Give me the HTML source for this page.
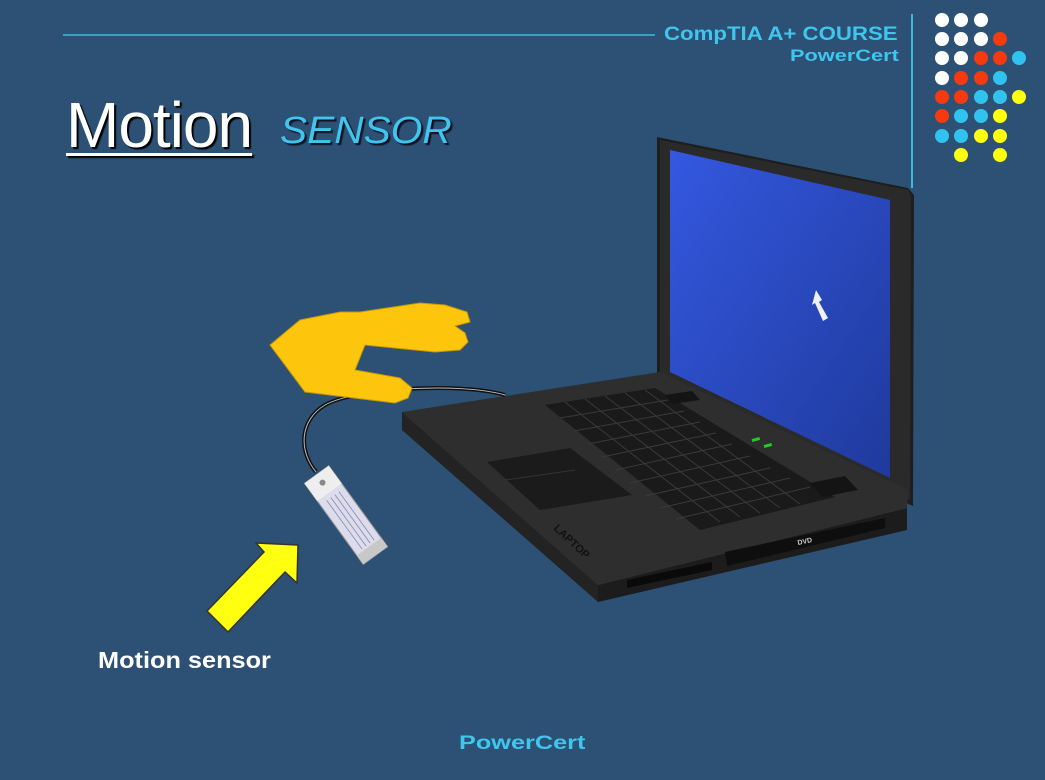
<!DOCTYPE html>
<html><head><meta charset="utf-8"><style>
html,body{margin:0;padding:0;}
body{width:1045px;height:780px;background:#2c5175;overflow:hidden;position:relative;font-family:"Liberation Sans",sans-serif;}
.t{position:absolute;white-space:nowrap;transform-origin:0 0;}
</style></head><body>
<svg width="1045" height="780" style="position:absolute;left:0;top:0">
<line x1="63" y1="35" x2="655" y2="35" stroke="#3fb8e0" stroke-width="1.5"/>
<line x1="912" y1="14" x2="912" y2="188" stroke="#3fb8e0" stroke-width="2"/>
<g>
<circle cx="942" cy="20" r="7" fill="#fff"/><circle cx="961" cy="20" r="7" fill="#fff"/><circle cx="981" cy="20" r="7" fill="#fff"/>
<circle cx="942" cy="39" r="7" fill="#fff"/><circle cx="961" cy="39" r="7" fill="#fff"/><circle cx="981" cy="39" r="7" fill="#fff"/><circle cx="1000" cy="39" r="7" fill="#f53a10"/>
<circle cx="942" cy="58" r="7" fill="#fff"/><circle cx="961" cy="58" r="7" fill="#fff"/><circle cx="981" cy="58" r="7" fill="#f53a10"/><circle cx="1000" cy="58" r="7" fill="#f53a10"/><circle cx="1019" cy="58" r="7" fill="#31c3ef"/>
<circle cx="942" cy="78" r="7" fill="#fff"/><circle cx="961" cy="78" r="7" fill="#f53a10"/><circle cx="981" cy="78" r="7" fill="#f53a10"/><circle cx="1000" cy="78" r="7" fill="#31c3ef"/>
<circle cx="942" cy="97" r="7" fill="#f53a10"/><circle cx="961" cy="97" r="7" fill="#f53a10"/><circle cx="981" cy="97" r="7" fill="#31c3ef"/><circle cx="1000" cy="97" r="7" fill="#31c3ef"/><circle cx="1019" cy="97" r="7" fill="#ffff10"/>
<circle cx="942" cy="116" r="7" fill="#f53a10"/><circle cx="961" cy="116" r="7" fill="#31c3ef"/><circle cx="981" cy="116" r="7" fill="#31c3ef"/><circle cx="1000" cy="116" r="7" fill="#ffff10"/>
<circle cx="942" cy="136" r="7" fill="#31c3ef"/><circle cx="961" cy="136" r="7" fill="#31c3ef"/><circle cx="981" cy="136" r="7" fill="#ffff10"/><circle cx="1000" cy="136" r="7" fill="#ffff10"/>
<circle cx="961" cy="155" r="7" fill="#ffff10"/><circle cx="1000" cy="155" r="7" fill="#ffff10"/>
</g>
<polygon points="657,137 908,188 914,195 913,506 657,392" fill="#1e1e1e"/>
<polygon points="660,140 908,190 911,196 910,500 660,390" fill="#2a2a2a"/>
<defs><linearGradient id="sg" x1="0" y1="0" x2="1" y2="1"><stop offset="0" stop-color="#3458e0"/><stop offset="1" stop-color="#1f3a9c"/></linearGradient></defs>
<polygon points="670,150 890,200 890,478 670,372" fill="url(#sg)"/>
<polygon points="816,290 822,300 819,302 828,318 823,321 815,303 812,305" fill="#f0f0f0"/>
<polygon points="402,412 598,585 598,602 402,430" fill="#232323"/>
<polygon points="598,585 907,508 907,530 598,602" fill="#1c1c1c"/>
<polygon points="402,412 660,372 908,490 907,508 598,585" fill="#2e2e2e"/>
<polygon points="545,405 655,388 835,497 700,530" fill="#1a1a1a"/>
<g stroke="#3a3a3a" stroke-width="1">
<line x1="560" y1="418" x2="668" y2="400"/><line x1="574" y1="431" x2="684" y2="411"/><line x1="588" y1="444" x2="700" y2="422"/><line x1="602" y1="457" x2="716" y2="433"/><line x1="616" y1="470" x2="732" y2="444"/><line x1="630" y1="483" x2="750" y2="456"/><line x1="645" y1="496" x2="770" y2="468"/><line x1="660" y1="508" x2="790" y2="478"/><line x1="676" y1="519" x2="810" y2="487"/>
<line x1="565" y1="402" x2="720" y2="522"/><line x1="585" y1="399" x2="740" y2="517"/><line x1="605" y1="396" x2="760" y2="513"/><line x1="625" y1="393" x2="780" y2="508"/><line x1="645" y1="390" x2="800" y2="504"/>
</g>
<polygon points="487,462 570,448 632,495 540,510" fill="#1b1b1b"/>
<line x1="505" y1="480" x2="575" y2="470" stroke="#333"/>
<polygon points="665,395 692,391 700,400 672,404" fill="#141414"/>
<polygon points="810,483 845,476 858,490 822,497" fill="#141414"/>
<rect x="752" y="438" width="8" height="3" fill="#22cc22" transform="rotate(-15 756 440)"/>
<rect x="764" y="444" width="8" height="3" fill="#22cc22" transform="rotate(-15 768 446)"/>
<polygon points="725,552 885,518 885,528 727,566" fill="#0e0e0e"/>
<polygon points="627,580 712,562 712,570 627,588" fill="#0a0a0a"/>
<text x="798" y="545" font-size="7" fill="#ccc" font-weight="bold" transform="rotate(-12 798 545)">DVD</text>
<text x="553" y="529" font-size="11" font-weight="bold" fill="#111" transform="rotate(43 553 529)">LAPTOP</text>
<path d="M316,472 C298,450 300,420 325,405 C355,388 460,382 505,395" stroke="#111" stroke-width="4" fill="none"/>
<path d="M316,472 C298,450 300,420 325,405 C355,388 460,382 505,395" stroke="#bbb" stroke-width="1" fill="none"/>
<g transform="rotate(-36 346 515)">
<rect x="331" y="465" width="30" height="100" fill="#dcdcec" stroke="#999"/>
<rect x="331" y="465" width="30" height="22" fill="#eee"/>
<circle cx="346" cy="475" r="3" fill="#888"/>
<g stroke="#8888aa" stroke-width="0.8"><line x1="339" y1="492" x2="339" y2="552"/><line x1="344" y1="492" x2="344" y2="552"/><line x1="349" y1="492" x2="349" y2="552"/><line x1="354" y1="492" x2="354" y2="552"/></g>
<rect x="331" y="554" width="30" height="11" fill="#c8c8c8"/>
</g>
<path d="M270,345 L300,320 L340,312 L360,312 L420,303 L445,305 L467,312 L470,322 L455,326 L465,333 L468,342 L460,350 L435,352 L365,345 L355,370 L400,378 L412,388 L408,398 L395,403 L305,392 Z" fill="#fdc50b" stroke="#c89a00" stroke-width="1"/>
<polygon points="298,545 297,583 285,572 228,632 207,611 264,552 256,543" fill="#ffff10" stroke="#333" stroke-width="1.5"/>
</svg>
<div class="t" style="left:664px;top:24px;font-size:19px;font-weight:bold;color:#3fc6ee;transform:scaleX(1.17);">CompTIA A+ COURSE</div>
<div class="t" style="left:790px;top:46px;font-size:17px;font-weight:bold;color:#3fc6ee;transform:scaleX(1.28);">PowerCert</div>
<div class="t" style="left:66px;top:88px;font-size:64px;color:#fff;text-shadow:2px 2px 1px #000;text-decoration:underline;text-decoration-thickness:3px;text-underline-offset:6px;letter-spacing:-1px;">Motion</div>
<div class="t" style="left:280px;top:110px;font-size:38px;font-style:italic;color:#3fc6ee;text-shadow:2px 2px 1px #112;transform:scaleX(1.07);">SENSOR</div>
<div class="t" style="left:98px;top:647px;font-size:23px;font-weight:bold;color:#fff;transform:scaleX(1.1);">Motion sensor</div>
<div class="t" style="left:459px;top:733px;font-size:19px;font-weight:bold;color:#3fc6ee;transform:scaleX(1.33);">PowerCert</div>
</body></html>
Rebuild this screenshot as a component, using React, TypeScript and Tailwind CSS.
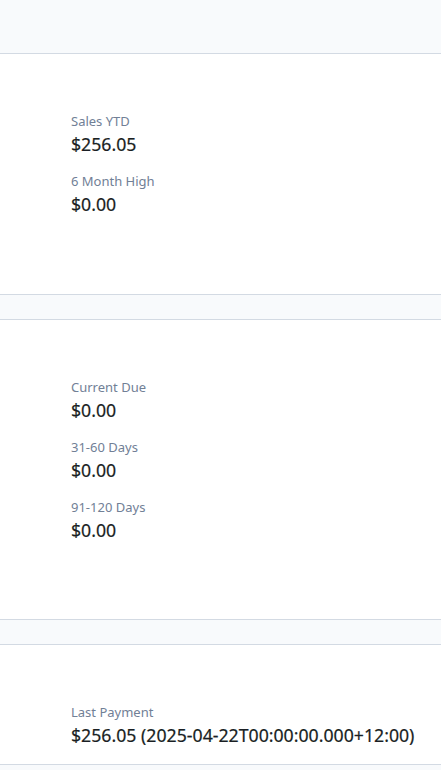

- - -

→ WRITTEN REQUEST
Write out the full set of lines verbatim, without the pictures.

→ EXERCISE OUTPUT
Give me the HTML source for this page.
<!DOCTYPE html>
<html><head><meta charset="utf-8"><style>
html,body{margin:0;padding:0;}
body{width:1045px;height:780px;background:#2c5175;overflow:hidden;position:relative;font-family:"Liberation Sans",sans-serif;}
.t{position:absolute;white-space:nowrap;transform-origin:0 0;}
</style></head><body>
<svg width="1045" height="780" style="position:absolute;left:0;top:0">
<line x1="63" y1="35" x2="655" y2="35" stroke="#3fb8e0" stroke-width="1.5"/>
<line x1="912" y1="14" x2="912" y2="188" stroke="#3fb8e0" stroke-width="2"/>
<g>
<circle cx="942" cy="20" r="7" fill="#fff"/><circle cx="961" cy="20" r="7" fill="#fff"/><circle cx="981" cy="20" r="7" fill="#fff"/>
<circle cx="942" cy="39" r="7" fill="#fff"/><circle cx="961" cy="39" r="7" fill="#fff"/><circle cx="981" cy="39" r="7" fill="#fff"/><circle cx="1000" cy="39" r="7" fill="#f53a10"/>
<circle cx="942" cy="58" r="7" fill="#fff"/><circle cx="961" cy="58" r="7" fill="#fff"/><circle cx="981" cy="58" r="7" fill="#f53a10"/><circle cx="1000" cy="58" r="7" fill="#f53a10"/><circle cx="1019" cy="58" r="7" fill="#31c3ef"/>
<circle cx="942" cy="78" r="7" fill="#fff"/><circle cx="961" cy="78" r="7" fill="#f53a10"/><circle cx="981" cy="78" r="7" fill="#f53a10"/><circle cx="1000" cy="78" r="7" fill="#31c3ef"/>
<circle cx="942" cy="97" r="7" fill="#f53a10"/><circle cx="961" cy="97" r="7" fill="#f53a10"/><circle cx="981" cy="97" r="7" fill="#31c3ef"/><circle cx="1000" cy="97" r="7" fill="#31c3ef"/><circle cx="1019" cy="97" r="7" fill="#ffff10"/>
<circle cx="942" cy="116" r="7" fill="#f53a10"/><circle cx="961" cy="116" r="7" fill="#31c3ef"/><circle cx="981" cy="116" r="7" fill="#31c3ef"/><circle cx="1000" cy="116" r="7" fill="#ffff10"/>
<circle cx="942" cy="136" r="7" fill="#31c3ef"/><circle cx="961" cy="136" r="7" fill="#31c3ef"/><circle cx="981" cy="136" r="7" fill="#ffff10"/><circle cx="1000" cy="136" r="7" fill="#ffff10"/>
<circle cx="961" cy="155" r="7" fill="#ffff10"/><circle cx="1000" cy="155" r="7" fill="#ffff10"/>
</g>
<polygon points="657,137 908,188 914,195 913,506 657,392" fill="#1e1e1e"/>
<polygon points="660,140 908,190 911,196 910,500 660,390" fill="#2a2a2a"/>
<defs><linearGradient id="sg" x1="0" y1="0" x2="1" y2="1"><stop offset="0" stop-color="#3458e0"/><stop offset="1" stop-color="#1f3a9c"/></linearGradient></defs>
<polygon points="670,150 890,200 890,478 670,372" fill="url(#sg)"/>
<polygon points="816,290 822,300 819,302 828,318 823,321 815,303 812,305" fill="#f0f0f0"/>
<polygon points="402,412 598,585 598,602 402,430" fill="#232323"/>
<polygon points="598,585 907,508 907,530 598,602" fill="#1c1c1c"/>
<polygon points="402,412 660,372 908,490 907,508 598,585" fill="#2e2e2e"/>
<polygon points="545,405 655,388 835,497 700,530" fill="#1a1a1a"/>
<g stroke="#3a3a3a" stroke-width="1">
<line x1="560" y1="418" x2="668" y2="400"/><line x1="574" y1="431" x2="684" y2="411"/><line x1="588" y1="444" x2="700" y2="422"/><line x1="602" y1="457" x2="716" y2="433"/><line x1="616" y1="470" x2="732" y2="444"/><line x1="630" y1="483" x2="750" y2="456"/><line x1="645" y1="496" x2="770" y2="468"/><line x1="660" y1="508" x2="790" y2="478"/><line x1="676" y1="519" x2="810" y2="487"/>
<line x1="565" y1="402" x2="720" y2="522"/><line x1="585" y1="399" x2="740" y2="517"/><line x1="605" y1="396" x2="760" y2="513"/><line x1="625" y1="393" x2="780" y2="508"/><line x1="645" y1="390" x2="800" y2="504"/>
</g>
<polygon points="487,462 570,448 632,495 540,510" fill="#1b1b1b"/>
<line x1="505" y1="480" x2="575" y2="470" stroke="#333"/>
<polygon points="665,395 692,391 700,400 672,404" fill="#141414"/>
<polygon points="810,483 845,476 858,490 822,497" fill="#141414"/>
<rect x="752" y="438" width="8" height="3" fill="#22cc22" transform="rotate(-15 756 440)"/>
<rect x="764" y="444" width="8" height="3" fill="#22cc22" transform="rotate(-15 768 446)"/>
<polygon points="725,552 885,518 885,528 727,566" fill="#0e0e0e"/>
<polygon points="627,580 712,562 712,570 627,588" fill="#0a0a0a"/>
<text x="798" y="545" font-size="7" fill="#ccc" font-weight="bold" transform="rotate(-12 798 545)">DVD</text>
<text x="553" y="529" font-size="11" font-weight="bold" fill="#111" transform="rotate(43 553 529)">LAPTOP</text>
<path d="M316,472 C298,450 300,420 325,405 C355,388 460,382 505,395" stroke="#111" stroke-width="4" fill="none"/>
<path d="M316,472 C298,450 300,420 325,405 C355,388 460,382 505,395" stroke="#bbb" stroke-width="1" fill="none"/>
<g transform="rotate(-36 346 515)">
<rect x="331" y="465" width="30" height="100" fill="#dcdcec" stroke="#999"/>
<rect x="331" y="465" width="30" height="22" fill="#eee"/>
<circle cx="346" cy="475" r="3" fill="#888"/>
<g stroke="#8888aa" stroke-width="0.8"><line x1="339" y1="492" x2="339" y2="552"/><line x1="344" y1="492" x2="344" y2="552"/><line x1="349" y1="492" x2="349" y2="552"/><line x1="354" y1="492" x2="354" y2="552"/></g>
<rect x="331" y="554" width="30" height="11" fill="#c8c8c8"/>
</g>
<path d="M270,345 L300,320 L340,312 L360,312 L420,303 L445,305 L467,312 L470,322 L455,326 L465,333 L468,342 L460,350 L435,352 L365,345 L355,370 L400,378 L412,388 L408,398 L395,403 L305,392 Z" fill="#fdc50b" stroke="#c89a00" stroke-width="1"/>
<polygon points="298,545 297,583 285,572 228,632 207,611 264,552 256,543" fill="#ffff10" stroke="#333" stroke-width="1.5"/>
</svg>
<div class="t" style="left:664px;top:24px;font-size:19px;font-weight:bold;color:#3fc6ee;transform:scaleX(1.17);">CompTIA A+ COURSE</div>
<div class="t" style="left:790px;top:46px;font-size:17px;font-weight:bold;color:#3fc6ee;transform:scaleX(1.28);">PowerCert</div>
<div class="t" style="left:66px;top:88px;font-size:64px;color:#fff;text-shadow:2px 2px 1px #000;text-decoration:underline;text-decoration-thickness:3px;text-underline-offset:6px;letter-spacing:-1px;">Motion</div>
<div class="t" style="left:280px;top:110px;font-size:38px;font-style:italic;color:#3fc6ee;text-shadow:2px 2px 1px #112;transform:scaleX(1.07);">SENSOR</div>
<div class="t" style="left:98px;top:647px;font-size:23px;font-weight:bold;color:#fff;transform:scaleX(1.1);">Motion sensor</div>
<div class="t" style="left:459px;top:733px;font-size:19px;font-weight:bold;color:#3fc6ee;transform:scaleX(1.33);">PowerCert</div>
</body></html>
Rebuild this screenshot as a component, using React, TypeScript and Tailwind CSS.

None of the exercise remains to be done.